じつは手抜きなんです(写真付き)

これが手抜きだということは、チェンバロを持っている人にしか気付かれないかもしれませんけれど。

すこし前のことです。レッスン中にある音がやたらと「ジャラジャラジャラ」と共鳴するので、ちょうど生徒さんがいらっしゃるのでキーを押すのを手伝っていただいて、共鳴防止を施しました。共鳴防止なんて言っても、ただティッシュを小さく切って挟んだだけですが。

この音を弾いた時にだけ変な共鳴がするのはもう少し前から気付いてはいたのですが、ごくわずかなことだったし。それに私一人だとどの弦が共鳴しているのかを調べるのに、鍵盤が遠くて手が届かないものですから。ところが梅雨で楽器の調子が変わって、ちょうどレッスンのときにすごく派手な共鳴が発生したので、3分くらいで済む対策をした次第です。

写真の真ん中を上下に横切っているのが「ブリッジ」という部品で、左下から伸びている弦の振動を響板に伝えます。ブリッジから先の弦、つまりこの写真でいう右上方向に伸びた部分は、ただその弦を楽器本体に留めるだけの役割で、この部分は演奏には使いません。指でかき鳴らしてみると「シャリシャリシャリ」と美しい効果音のようなものは出せますが、調律ができるわけでもないし、その時演奏している音とたまたま共鳴する弦があると楽器の音が一層美しくなるので、よほど不都合が起きない限りは鳴るに任せたままにしておくものです。
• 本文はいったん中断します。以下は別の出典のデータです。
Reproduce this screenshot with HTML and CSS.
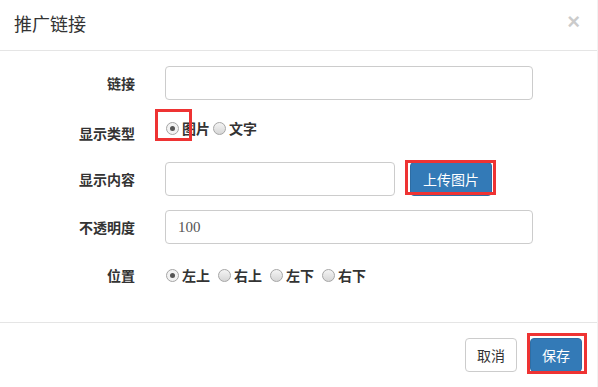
FILE: index.html
```html
<!DOCTYPE html>
<html lang="zh-CN">
<head>
    <meta charset="UTF-8">
    <meta name="viewport" content="width=device-width, initial-scale=1.0">
    <title>推广链接</title>
    <link rel="stylesheet" href="styles.css">
</head>
<body>
    <div class="modal-content">
        <div class="modal-header">
            <h4 class="modal-title">推广链接</h4>
            <span class="close">&times;</span>
        </div>

        <div class="modal-body">
            <div class="form-row">
                <label class="form-label">链接</label>
                <input class="form-control wide" type="text">
            </div>
            <div class="form-row radio-row type-row">
                <label class="form-label">显示类型</label>
                <div class="radios">
                    <label class="radio-inline mark-wrap"><span class="radio checked"></span>图片<span class="mark mark-radio"></span></label>
                    <label class="radio-inline"><span class="radio"></span>文字</label>
                </div>
            </div>
            <div class="form-row">
                <label class="form-label">显示内容</label>
                <input class="form-control short" type="text">
                <div class="mark-wrap">
                    <button class="btn btn-primary upload">上传图片</button>
                    <span class="mark mark-upload"></span>
                </div>
            </div>
            <div class="form-row">
                <label class="form-label">不透明度</label>
                <input class="form-control wide digits" type="text" value="100">
            </div>
            <div class="form-row radio-row pos-row">
                <label class="form-label">位置</label>
                <div class="radios">
                    <label class="radio-inline"><span class="radio checked"></span>左上</label>
                    <label class="radio-inline"><span class="radio"></span>右上</label>
                    <label class="radio-inline"><span class="radio"></span>左下</label>
                    <label class="radio-inline"><span class="radio"></span>右下</label>
                </div>
            </div>
        </div>

        <div class="modal-footer">
            <button class="btn btn-default">取消</button>
            <div class="mark-wrap">
                <button class="btn btn-primary">保存</button>
                <span class="mark mark-save"></span>
            </div>
        </div>
    </div>
</body>
</html>
```

FILE: styles.css
```css
body {
    margin: 0;
    padding: 0;
    background-color: #fff;
    color: #333;
    font-family: "Noto Sans CJK SC", "Liberation Sans", sans-serif;
    font-size: 14px;
}
.modal-content {
    width: 598px;
    height: 387px;
    box-sizing: border-box;
    border-right: 1px solid #f2f2f2;
}
.modal-header {
    height: 51px;
    box-sizing: border-box;
    padding: 0 15px 0 14px;
    border-bottom: 1px solid #e5e5e5;
    display: flex;
    align-items: center;
    justify-content: space-between;
}
.modal-title {
    margin: 0;
    font-size: 18px;
    font-weight: normal;
    line-height: 1;
    padding-bottom: 5px;
}
.close {
    font-family: "Liberation Sans", sans-serif;
    font-size: 22px;
    font-weight: bold;
    color: #000;
    opacity: 0.2;
    line-height: 1;
    margin-right: 2px;
    padding-bottom: 6px;
}
.modal-body {
    height: 271px;
    box-sizing: border-box;
    padding-top: 15px;
}
.form-row {
    display: flex;
    align-items: center;
    height: 34px;
    margin-bottom: 14px;
}
.form-row:nth-child(4) {
    margin-top: 1px;
}
.form-label {
    width: 135px;
    padding-right: 30px;
    text-align: right;
    font-weight: bold;
    line-height: 20px;
    flex-shrink: 0;
}
.type-row .form-label {
    padding-top: 4px;
}
.form-control {
    height: 34px;
    box-sizing: border-box;
    padding: 6px 12px;
    border: 1px solid #ccc;
    border-radius: 4px;
    font-size: 14px;
    color: #555;
    margin: 0;
    outline: none;
}
.wide {
    width: 368px;
}
.short {
    width: 230px;
    margin-right: 15px;
}
.digits {
    font-family: "Liberation Serif", serif;
    font-size: 15px;
}
.radios {
    display: flex;
    align-items: center;
    gap: 3px;
    padding-left: 1px;
}
.pos-row .radios {
    gap: 8px;
}
.type-row .radios {
    margin-top: -6px;
}
.radio-inline {
    display: flex;
    align-items: center;
    font-weight: bold;
    line-height: 20px;
}
.radio {
    width: 11px;
    height: 11px;
    border: 1px solid #a6a6a6;
    border-radius: 50%;
    background: linear-gradient(#f4f4f4, #d6d6d6);
    margin-right: 3px;
    position: relative;
}
.radio.checked {
    background: #f2f2f2;
}
.radio.checked::after {
    content: "";
    position: absolute;
    left: 3px;
    top: 3px;
    width: 5px;
    height: 5px;
    border-radius: 50%;
    background: #555;
}
.btn {
    height: 34px;
    box-sizing: border-box;
    padding: 6px 11px;
    font-family: inherit;
    font-size: 14px;
    line-height: 20px;
    border: 1px solid transparent;
    border-radius: 4px;
    cursor: pointer;
}
.upload {
    padding: 6px 12px;
}
.btn-primary {
    background-color: #337ab7;
    border-color: #2e6da4;
    color: #fff;
}
.btn-default {
    background-color: #fff;
    border-color: #ccc;
    color: #333;
}
.modal-footer {
    height: 65px;
    box-sizing: border-box;
    border-top: 1px solid #e5e5e5;
    padding: 15px 15px 0;
    display: flex;
    justify-content: flex-end;
    gap: 13px;
}
.mark-wrap {
    position: relative;
}
.mark {
    position: absolute;
    border: 3px solid #ee3333;
    pointer-events: none;
}
.mark-radio {
    left: -11px;
    top: -9px;
    width: 31px;
    height: 26px;
}
.mark-upload {
    left: -5px;
    top: -2px;
    width: 85px;
    height: 29px;
}
.mark-save {
    left: -3px;
    top: -5px;
    width: 54px;
    height: 35px;
}
```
その、よほどの不都合が起こってしまったのは、じつは私の手抜きのせいなんです。

写真をご覧いただくと、私がティッシュを切って挟んだ弦が、ほかの弦と並行でなくて交わっていますよね? すべての弦がちゃんと並行に張ってあれば(それが本来の姿ですが)、弦どうしが接触しませんからそんなに極端に耳障りな共鳴は起こらないのです。この、ほかの弦に交わるように弦が張ってあるのは、ずいぶん前に弦が切れてしまったときの応急処置なのです。

弦が切れるときというのは、ほとんどがコンサートの開演直前の調律中か、途中休憩での調律中です。強い照明が当たって、お客様の息で湿度も不安定になって、しかも時間がなくて焦って調律をしていると「バーン」という派手な音を発して弦が切れるのです。多いときで年に数回起こります。

コンサートの本番で新しい弦に張り替えることは避けなければなりません。新しい弦は引っ張られることに慣れていないので、音程が安定するのに何日もかかるからです。そこで、切れたその弦をそのまま張り直す応急処置をすることになります。弦は長さの真ん中で切れることはなく、弦を巻きつけてあって調律時に回すピンのところで切れると決まっています(調律でピンを回したり戻したりを何百回と繰り返すことで、弦の巻き始めの部分は曲げられたり伸ばされたりを繰り返して金属疲労が起こるのです)。なので、このピンに巻きつける分の長さだけ稼ぐことができれば、切れた弦をそのまま張り直せるのです。

写真のように弦を斜めに張り直すと、楽器本体に留める所までの距離を15cmくらい短くできます。そうやってコンサートは何とかしのいで、コンサートが終わったら早めに新しい現に張り替えて、何日か頻繁に調律しながら安定させるものなのです。

それを、コンサートが終わってもいつまでも応急処置のまま放置していた私の手抜きというわけでした。

と言いながら、じつはまだ新しい弦に張り替えていません。新型コロナのためにコンサートの類が全部できなくなったので、不特定多数のお客様の目に触れて恥ずかしい思いをすることもないと思うと、なおさら「このままもう少し使い続けようか」という気になってしまうのです。コンサートの代わりとしてのビデオ収録がこれからも毎週ずっと続くので、何日も調律が安定しないのは困るなあ、というのもあります。さあ、この応急処置はいつまでこのままなのでしょうか?